Sorprendió que Kristian Bezuidenhout tocara un piano moderno, ya que ha grabado este mismo repertorio con Mark Padmore con un Erard de 1837: los instrumentos históricos son, de hecho, su gran especialidad. Pero lo que hizo el sudafricano fue tocar un Steinway casi como si se tratara de un Erard en un ejercicio constante de contención y delicadeza. Nunca explotó su pleno potencial sonoro, ni aun cuando los fortissimi de Schumann y nuestros oídos modernizados parecían reclamarlo o echarlo de menos. Se mostró siempre contenido, sobrio, demasiado austero en lo expresivo en momentos donde la música invita a una mayor efusividad, pero todo se encuadraba en un perfecto ejercicio de coherencia. Bezuidenhout bordó epílogos pianísticos tan sustanciales como los que cierran “Stille Liebe” o, por supuesto, “Die alten, bösen Lieder”, la última canción de Dichterliebe y del recital, en cuyo último verso Padmore agitó levemente la mano derecha en el aire mientras cantaba la palabra “Schmerz” (dolor).

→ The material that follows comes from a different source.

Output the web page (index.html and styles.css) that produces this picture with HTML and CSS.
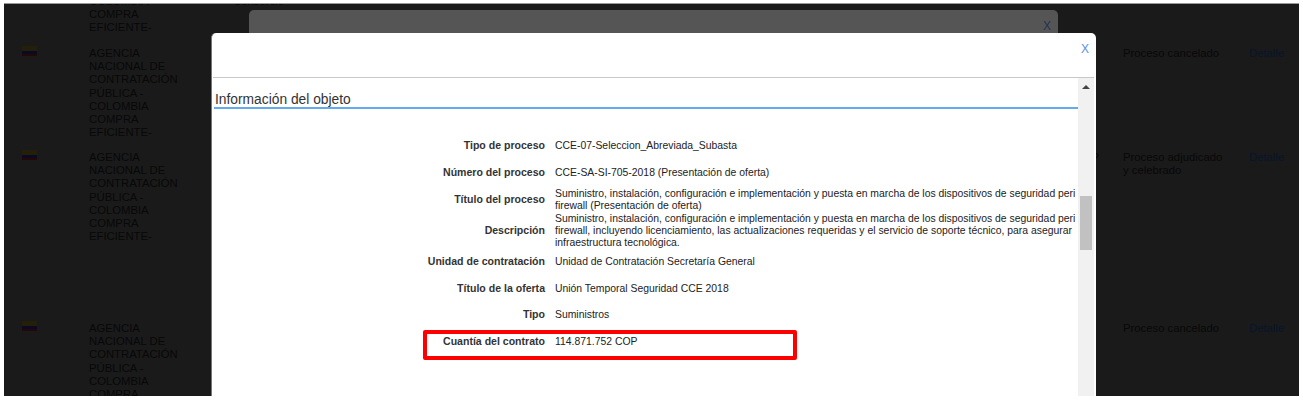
FILE: index.html
```html
<!DOCTYPE html>
<html lang="es">
  <head>
  	<meta charset="utf-8">
  	<title>Información del objeto</title>
  	<link rel="stylesheet" href="styles.css">
  </head>
<body>

	<div class="frame">
		<div class="list">
			<div class="row first">
				<div class="entity">COLOMBIA<br>COMPRA<br>EFICIENTE-</div>
				<div class="kind">Consorcio</div>
			</div>
			<div class="row second">
				<div class="flag"><i class="yellow"></i><i class="blue"></i><i class="red"></i></div>
				<div class="entity">AGENCIA NACIONAL DE CONTRATACIÓN PÚBLICA - COLOMBIA COMPRA EFICIENTE-</div>
				<div class="amount"></div>
				<div class="state">Proceso cancelado</div>
				<a class="detail">Detalle</a>
			</div>
			<div class="row third">
				<div class="flag"><i class="yellow"></i><i class="blue"></i><i class="red"></i></div>
				<div class="entity">AGENCIA NACIONAL DE CONTRATACIÓN PÚBLICA - COLOMBIA COMPRA EFICIENTE-</div>
				<div class="amount">COP</div>
				<div class="state">Proceso adjudicado y celebrado</div>
				<a class="detail">Detalle</a>
			</div>
			<div class="row">
				<div class="flag"><i class="yellow"></i><i class="blue"></i><i class="red"></i></div>
				<div class="entity">AGENCIA NACIONAL DE CONTRATACIÓN PÚBLICA - COLOMBIA COMPRA EFICIENTE-</div>
				<div class="amount"></div>
				<div class="state">Proceso cancelado</div>
				<a class="detail">Detalle</a>
			</div>
		</div>

		<div class="modal-back"><a class="close">X</a></div>

		<div class="modal">
			<div class="modal-head"><a class="close">X</a></div>
			<div class="modal-body">
				<div class="content">
					<h2 class="title">Información del objeto</h2>
					<div class="fields">
						<div class="name">Tipo de proceso</div>
						<div class="value">CCE-07-Seleccion_Abreviada_Subasta</div>
						<div class="name">Número del proceso</div>
						<div class="value">CCE-SA-SI-705-2018 (Presentación de oferta)</div>
						<div class="name">Título del proceso</div>
						<div class="value">Suministro, instalación, configuración e implementación y puesta en marcha de los dispositivos de seguridad perimetral tipo<br>firewall (Presentación de oferta)</div>
						<div class="name">Descripción</div>
						<div class="value">Suministro, instalación, configuración e implementación y puesta en marcha de los dispositivos de seguridad perimetral tipo<br>firewall, incluyendo licenciamiento, las actualizaciones requeridas y el servicio de soporte técnico, para asegurar la continuidad de la<br>infraestructura tecnológica.</div>
						<div class="name">Unidad de contratación</div>
						<div class="value">Unidad de Contratación Secretaría General</div>
						<div class="name">Título de la oferta</div>
						<div class="value">Unión Temporal Seguridad CCE 2018</div>
						<div class="name">Tipo</div>
						<div class="value">Suministros</div>
						<div class="name">Cuantía del contrato</div>
						<div class="value">114.871.752 COP</div>
					</div>
				</div>
				<div class="scrollbar">
					<div class="arrow"></div>
					<div class="thumb"></div>
				</div>
			</div>
		</div>

		<div class="mark"></div>
	</div>

</body>
</html>
```

FILE: styles.css
```css
html, body { height: 100%; }
body { margin: 0;padding: 3px 4px 5px;box-sizing: border-box;background: #fff;font-family: "Liberation Sans", Arial, sans-serif;overflow: hidden; }

/* fondo oscurecido */
.frame { position: relative;height: 393px;background: #1a1a1a;border-top: 1px solid #999;box-sizing: border-box;overflow: hidden; }
.list { margin-top: -9px;font-size: 11.3px;line-height: 13.2px;color: #080808; }
.row { display: flex;height: 104px; }
.row.first { height: 52px; }
.row.third { height: 171px; }
.flag { width: 15px;height: 10px;margin: -1px 52px 0 18px;flex: none;display: flex;flex-direction: column; }
.flag i { display: block;flex: 1; }
.flag .yellow { flex: 2;background: #241f08; }
.flag .blue { background: #0a0a24; }
.flag .red { background: #240808; }
.entity { width: 94px;flex: none; }
.row.first .entity { margin-left: 85px; }
.kind { margin-left: 50px; }
.amount { width: 916px;flex: none;text-align: right; }
.state { width: 104px;margin: 0 8px 0 24px;flex: none; }
.detail { margin-left: 14px;color: #08152a; }

/* ventana de atras */
.modal-back { position: absolute;left: 245px;top: 6px;width: 809px;height: 60px;background: #555;border-radius: 5px; }
.modal-back .close { position: absolute;right: 7px;top: 9px;color: #26324f;font-size: 12px; }

/* ventana de adelante */
.modal { position: absolute;left: 207px;top: 29px;width: 885px;height: 370px;background: #fff;border-radius: 5px 5px 0 0;padding: 0 2px 0 1px;box-sizing: border-box;border-left: 1px solid #777;display: flex;flex-direction: column; }
.modal-head { height: 44px;flex: none;border-bottom: 1px solid #c8c8c8;text-align: right; }
.modal-head .close { display: inline-block;margin: 9px 5px 0 0;color: #5b8fe8;font-size: 12px; }
.modal-body { flex: 1;display: flex;min-height: 0; }
.content { flex: 1;min-width: 0;overflow: hidden; }
.title { margin: 14px 0 23.6px 1px;padding-left: 1px;font-size: 13.8px;font-weight: normal;line-height: 15px;color: #333;border-bottom: 2px solid #66aaee; }
.fields { display: grid;grid-template-columns: 332px minmax(0, 1fr);grid-auto-rows: minmax(26.8px, auto);column-gap: 10px;align-items: center;margin-right: 3px;overflow: hidden;font-size: 10.4px;line-height: 11.8px;color: #222; }
.name { text-align: right;font-size: 10.55px;font-weight: bold;color: #333; }
.value { white-space: nowrap; }

.scrollbar { width: 16px;flex: none;background: #f1f1f1;padding-top: 7px;box-sizing: border-box; }
.arrow { width: 0;height: 0;margin: 0 auto;border: 4px solid transparent;border-top: 0;border-bottom: 4px solid #444; }
.thumb { width: 12px;height: 54px;margin: 107px auto 0;background: #c1c1c1; }

/* recuadro rojo */
.mark { position: absolute;left: 419px;top: 326px;width: 374px;height: 30px;border: 4px solid #f00;border-radius: 2px;box-sizing: border-box; }
```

El público supo entender un recital realizado desde presupuestos sensiblemente diferentes a los habituales y Padmore y Bezuidenhout agradecieron sus aplausos persistentes interpretando fuera de programa “Dein Angesicht”, una de esas canciones destinadas originalmente a formar parte de Dichterliebe, pero que acabaría fuera del ciclo y sería publicada años después en la op. 127. Enlazaba muy bien con la anterior, porque el rostro de la amada que describe Heine es “dulce y angelical”, al tiempo que “tan pálido y lleno de dolor” (“schmerzenreich”), un dolor que fue también visible, por supuesto, en las manos virtuosas y polisémicas de Mark Padmore, un cantante —y un artista— irrepetible.
XXVIII Ciclo de Lied
Robert Schumann: Zwölf Gedichte von Justinus Kerner, op. 35. Dichterliebe, op. 48. Mark Padmore (tenor) y Kristian Bezuidenhout (piano). Teatro de la Zarzuela, 20 de junio.